Set exercise: Look through the material below. Copy every line with the string "React" in it.

Material provided:
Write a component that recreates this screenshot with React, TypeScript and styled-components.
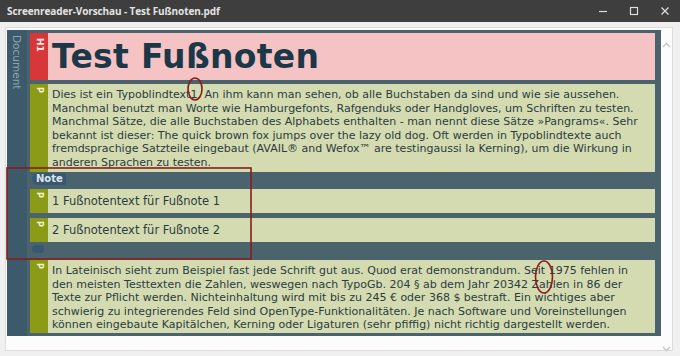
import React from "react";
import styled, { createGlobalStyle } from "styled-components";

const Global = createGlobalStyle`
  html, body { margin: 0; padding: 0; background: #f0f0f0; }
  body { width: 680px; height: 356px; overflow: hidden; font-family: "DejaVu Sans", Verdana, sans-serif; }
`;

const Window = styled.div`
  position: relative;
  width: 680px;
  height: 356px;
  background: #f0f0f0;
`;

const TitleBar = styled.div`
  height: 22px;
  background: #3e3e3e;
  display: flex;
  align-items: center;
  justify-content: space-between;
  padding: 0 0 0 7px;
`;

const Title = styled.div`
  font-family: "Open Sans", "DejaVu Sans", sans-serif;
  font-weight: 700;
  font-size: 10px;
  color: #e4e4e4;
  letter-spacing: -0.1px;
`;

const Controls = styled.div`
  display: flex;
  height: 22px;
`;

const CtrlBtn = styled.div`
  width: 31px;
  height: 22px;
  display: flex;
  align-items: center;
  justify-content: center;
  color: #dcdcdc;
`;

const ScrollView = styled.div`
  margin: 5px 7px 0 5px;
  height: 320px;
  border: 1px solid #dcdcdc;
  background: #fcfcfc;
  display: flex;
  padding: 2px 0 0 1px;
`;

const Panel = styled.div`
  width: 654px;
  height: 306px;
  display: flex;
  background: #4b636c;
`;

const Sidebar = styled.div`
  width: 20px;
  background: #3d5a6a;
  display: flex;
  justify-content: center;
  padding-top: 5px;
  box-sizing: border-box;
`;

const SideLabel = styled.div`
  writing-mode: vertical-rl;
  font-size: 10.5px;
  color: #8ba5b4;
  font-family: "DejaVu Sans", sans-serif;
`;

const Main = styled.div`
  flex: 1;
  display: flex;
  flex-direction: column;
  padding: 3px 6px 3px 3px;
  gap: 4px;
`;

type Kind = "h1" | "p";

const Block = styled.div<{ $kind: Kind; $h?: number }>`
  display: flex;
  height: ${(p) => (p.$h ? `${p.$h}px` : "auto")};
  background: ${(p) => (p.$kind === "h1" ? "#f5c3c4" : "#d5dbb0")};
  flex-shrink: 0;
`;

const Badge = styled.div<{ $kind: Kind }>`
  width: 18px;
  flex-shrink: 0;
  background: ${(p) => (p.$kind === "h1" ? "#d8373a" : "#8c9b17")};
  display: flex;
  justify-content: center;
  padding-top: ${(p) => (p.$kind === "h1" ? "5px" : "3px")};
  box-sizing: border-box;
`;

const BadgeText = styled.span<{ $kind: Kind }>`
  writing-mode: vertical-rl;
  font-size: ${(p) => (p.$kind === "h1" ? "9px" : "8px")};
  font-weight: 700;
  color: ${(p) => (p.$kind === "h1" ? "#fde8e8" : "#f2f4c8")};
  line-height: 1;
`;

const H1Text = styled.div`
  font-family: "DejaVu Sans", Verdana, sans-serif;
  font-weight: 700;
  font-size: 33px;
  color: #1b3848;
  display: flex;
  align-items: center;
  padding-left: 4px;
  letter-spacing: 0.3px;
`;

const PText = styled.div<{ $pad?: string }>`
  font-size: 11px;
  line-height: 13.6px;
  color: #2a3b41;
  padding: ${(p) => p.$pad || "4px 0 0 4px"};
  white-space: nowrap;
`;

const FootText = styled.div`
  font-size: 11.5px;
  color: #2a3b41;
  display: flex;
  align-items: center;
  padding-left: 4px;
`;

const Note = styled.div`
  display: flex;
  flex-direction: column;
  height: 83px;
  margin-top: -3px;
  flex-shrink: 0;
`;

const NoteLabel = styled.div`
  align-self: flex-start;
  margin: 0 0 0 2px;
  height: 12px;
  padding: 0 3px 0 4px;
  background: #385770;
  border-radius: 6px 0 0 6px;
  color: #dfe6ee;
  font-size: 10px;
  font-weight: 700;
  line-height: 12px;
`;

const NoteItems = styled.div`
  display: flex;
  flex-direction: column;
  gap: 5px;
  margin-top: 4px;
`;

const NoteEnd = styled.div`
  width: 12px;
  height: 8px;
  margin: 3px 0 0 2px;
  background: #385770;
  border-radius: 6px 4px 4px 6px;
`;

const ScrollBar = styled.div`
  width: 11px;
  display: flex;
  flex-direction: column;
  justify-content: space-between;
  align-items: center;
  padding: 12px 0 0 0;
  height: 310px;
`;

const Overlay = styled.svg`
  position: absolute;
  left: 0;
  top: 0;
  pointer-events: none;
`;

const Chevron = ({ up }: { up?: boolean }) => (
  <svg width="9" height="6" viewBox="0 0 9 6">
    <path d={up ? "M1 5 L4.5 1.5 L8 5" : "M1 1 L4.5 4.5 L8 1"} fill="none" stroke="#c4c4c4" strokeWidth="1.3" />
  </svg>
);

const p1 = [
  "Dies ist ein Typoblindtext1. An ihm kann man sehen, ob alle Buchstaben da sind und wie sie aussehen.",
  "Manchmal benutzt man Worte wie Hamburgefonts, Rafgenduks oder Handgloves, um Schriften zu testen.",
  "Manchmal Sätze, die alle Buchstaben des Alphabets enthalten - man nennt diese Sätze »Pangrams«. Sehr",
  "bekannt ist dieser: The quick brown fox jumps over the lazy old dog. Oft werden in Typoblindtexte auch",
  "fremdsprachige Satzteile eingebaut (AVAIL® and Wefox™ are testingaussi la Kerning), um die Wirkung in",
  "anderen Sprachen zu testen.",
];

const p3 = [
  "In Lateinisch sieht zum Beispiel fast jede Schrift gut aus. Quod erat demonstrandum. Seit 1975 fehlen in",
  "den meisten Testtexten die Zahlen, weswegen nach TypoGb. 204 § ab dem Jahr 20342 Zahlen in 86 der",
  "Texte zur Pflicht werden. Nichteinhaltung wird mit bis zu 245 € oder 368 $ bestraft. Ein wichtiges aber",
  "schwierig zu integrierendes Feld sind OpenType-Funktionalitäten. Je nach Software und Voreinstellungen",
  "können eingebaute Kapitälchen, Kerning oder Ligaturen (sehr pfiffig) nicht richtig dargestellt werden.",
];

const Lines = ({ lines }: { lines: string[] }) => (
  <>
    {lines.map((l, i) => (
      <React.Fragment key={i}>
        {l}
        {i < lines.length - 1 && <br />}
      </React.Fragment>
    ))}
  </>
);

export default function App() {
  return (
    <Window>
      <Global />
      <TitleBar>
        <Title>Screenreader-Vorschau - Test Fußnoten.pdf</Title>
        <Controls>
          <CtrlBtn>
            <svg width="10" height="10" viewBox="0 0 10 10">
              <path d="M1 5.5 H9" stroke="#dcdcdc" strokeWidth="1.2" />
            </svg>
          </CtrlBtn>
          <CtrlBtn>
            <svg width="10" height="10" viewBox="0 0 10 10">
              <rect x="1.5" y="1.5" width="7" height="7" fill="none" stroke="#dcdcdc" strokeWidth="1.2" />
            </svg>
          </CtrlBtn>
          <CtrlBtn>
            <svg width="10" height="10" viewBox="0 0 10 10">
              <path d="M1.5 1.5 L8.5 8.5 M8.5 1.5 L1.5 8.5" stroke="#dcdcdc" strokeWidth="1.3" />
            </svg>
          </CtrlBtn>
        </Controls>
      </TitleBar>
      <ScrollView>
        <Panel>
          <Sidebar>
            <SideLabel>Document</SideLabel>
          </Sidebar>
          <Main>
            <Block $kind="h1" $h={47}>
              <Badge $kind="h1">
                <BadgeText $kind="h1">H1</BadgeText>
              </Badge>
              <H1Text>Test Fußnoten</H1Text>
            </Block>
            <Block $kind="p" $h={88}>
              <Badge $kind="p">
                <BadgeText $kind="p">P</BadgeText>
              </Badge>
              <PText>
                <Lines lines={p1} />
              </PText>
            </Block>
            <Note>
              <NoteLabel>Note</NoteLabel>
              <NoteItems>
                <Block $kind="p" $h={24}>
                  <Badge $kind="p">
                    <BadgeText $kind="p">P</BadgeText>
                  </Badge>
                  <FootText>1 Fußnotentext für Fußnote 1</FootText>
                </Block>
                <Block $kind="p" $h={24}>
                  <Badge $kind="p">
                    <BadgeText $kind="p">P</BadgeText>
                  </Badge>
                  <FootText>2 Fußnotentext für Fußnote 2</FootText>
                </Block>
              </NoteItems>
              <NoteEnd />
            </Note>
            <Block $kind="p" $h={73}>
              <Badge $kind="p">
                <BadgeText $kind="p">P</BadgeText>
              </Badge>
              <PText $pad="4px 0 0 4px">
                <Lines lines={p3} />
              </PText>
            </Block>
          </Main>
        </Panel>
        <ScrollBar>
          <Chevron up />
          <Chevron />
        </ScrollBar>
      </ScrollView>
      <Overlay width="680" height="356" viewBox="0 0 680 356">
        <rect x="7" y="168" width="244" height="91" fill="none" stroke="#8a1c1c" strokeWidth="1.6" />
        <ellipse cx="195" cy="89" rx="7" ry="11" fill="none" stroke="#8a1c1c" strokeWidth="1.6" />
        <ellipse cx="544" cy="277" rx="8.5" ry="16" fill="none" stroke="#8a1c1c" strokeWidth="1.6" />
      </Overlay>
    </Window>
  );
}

Result:
Write a component that recreates this screenshot with React, TypeScript and styled-components.
import React from "react";
      <React.Fragment key={i}>
      </React.Fragment>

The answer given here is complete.